By consensus, the council agreed to reconsider the timing of the dog park’s phasing.

Marsh also detailed plans that will put an amphitheater on the Great Lawn at Commons Park, at a starting cost of $50,000 in the coming year, and a total of $550,000 over the next several years.

“We have applied for a grant to the tune of a half-million dollars,” Marsh said. “The unique part of the grant is that we’re able to use funds we’ve already expended to construct the park for that, so our match is funds that have already been spent. It will reduce the operating cost for our large events to the tune of $75,000 to $100,000. We would be looking to begin design in 2015, begin construction in 2016 and complete in 2017.”

The Commons Park North Access project, Marsh said, is budgeted for $370,000, with a trails grant being sought for $200,000. Design would start in 2016, with completion by 2018.

A parking lot addition for the park would add 78 more spaces, partially grant-financed, and the village would spend about $75,000 toward the $245,000 total cost. A $250,000 mini-golf course is planned down the road, but several council members questioned whether the need would arise for more amenities.

More controversial was a discussion of an aquatic center in the village.

Parks & Recreation Director Lou Recchio noted that under his contractual services budget, a substantial increase will provide for a $25,000 feasibility study on the possibility of either taking over Palm Beach County’s Calypso Bay Waterpark at Seminole Palms Park on Lamstein Lane, or building a proposed village-owned aquatic center.

“The feasibility study for the aquatic center will be looking into the possibility of either Palm Beach County working with us where we would take over that facility… or building our own center,” Recchio said. “The study will come in and give us numbers and tell us just how feasible is it.”

Vice Mayor David Swift chuckled at Recchio’s suggestion about taking over the county facility.

“Four years ago,” he recalled, “I went to the county to ask for numbers, because I was interested in that whole issue. Could the village actually take over that or build a facility similar? I got the revenue side, but I never really got the expense side. That was buried all over the place. I don’t think even a public records request would get you the information you’re looking for… Will a feasibility study get the numbers you’re looking for? Good luck.”

Village Manager Ray Liggins said the study would focus on the bottom line, with an emphasis on specific operating costs, such as lifeguards, and the capital investments required. “It looks like a winner,” he said, but the study would dig in and enumerate the potential.

Swift did not agree. “Is there anybody up here who really thinks there’s a positive cash flow from that?” he asked.

Mayor Matty Mattioli replied, “Absolutely not.
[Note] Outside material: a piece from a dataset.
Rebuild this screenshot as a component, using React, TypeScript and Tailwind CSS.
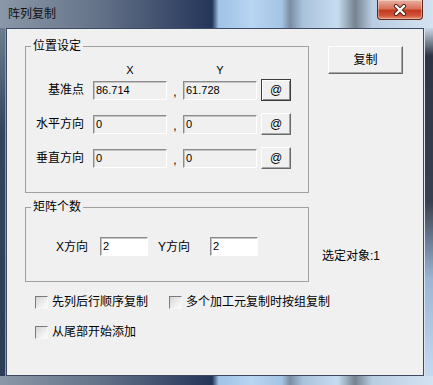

I can tell you from experience: you own the pool. Plus it costs you to maintain that pool. And now you want an aquatic center?”

Councilman Fred Pinto was more upbeat on the idea.
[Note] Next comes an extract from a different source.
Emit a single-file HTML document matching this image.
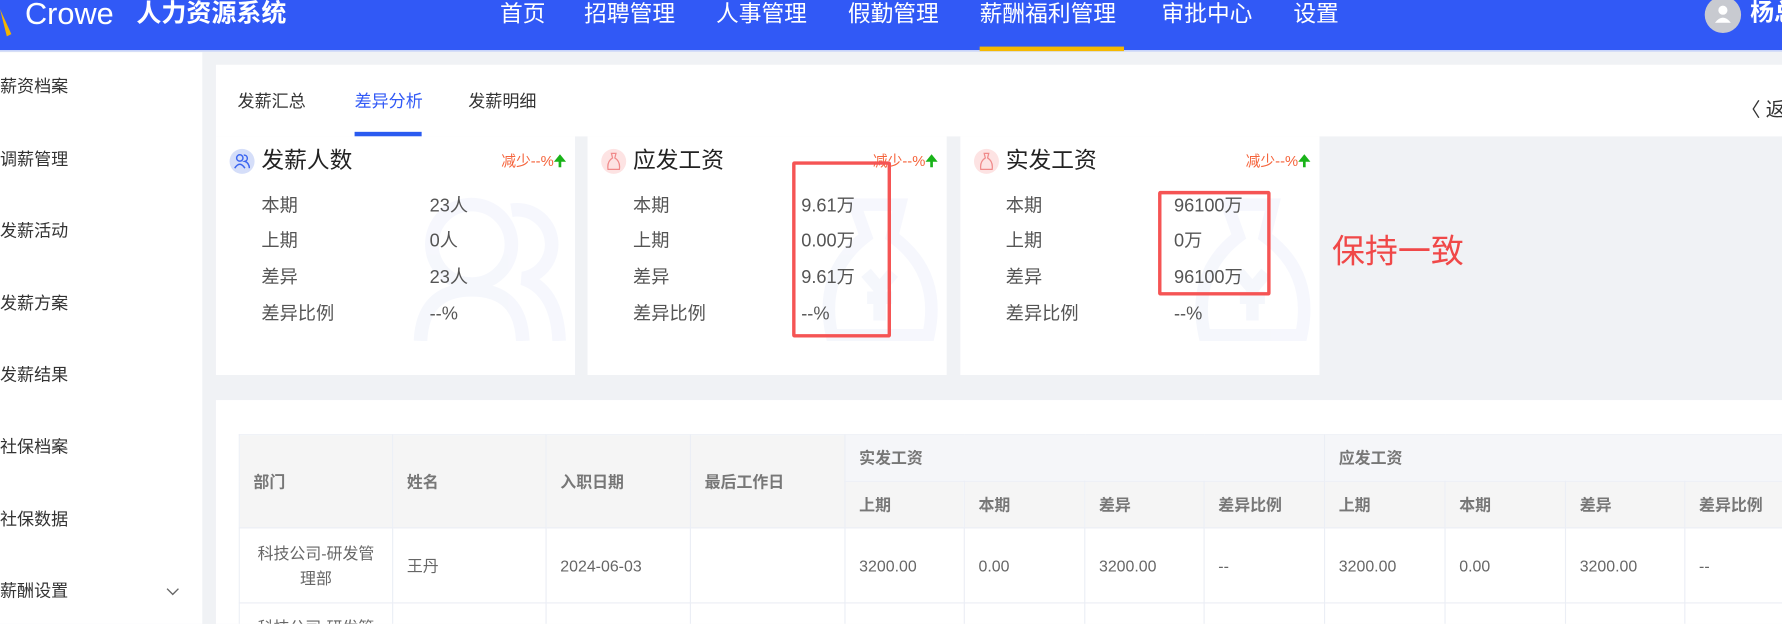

“Actually, Calypso Bay is one of the few positive revenue streams of all of the aquatic facilities that the county owns,” he said. “My concern is that we want a facility within the village vicinity that our citizens can take advantage of, and we’ve talked about this. I thought one of the reasons we were doing the analysis is, we really don’t have a frame of reference… Hopefully we’ll get some credible expertise and expert insight from this consultant.”

Mattioli warned of hidden expenses.

“You think Commons Park is running you broke? You get the aquatic center, and Commons Park will look like a Boy Scout camp,” he said. “You gotta have two full-time lifeguards, you gotta have the water tested every hour… you don’t know what you’re getting into.”

Pinto insisted that the village should get the information, and Councilman Jeff Hmara agreed.

But Swift pointed out that the fact that the county runs Calypso Bay is a good thing. “A service is provided, and we don’t have to pay anything for it,” he said.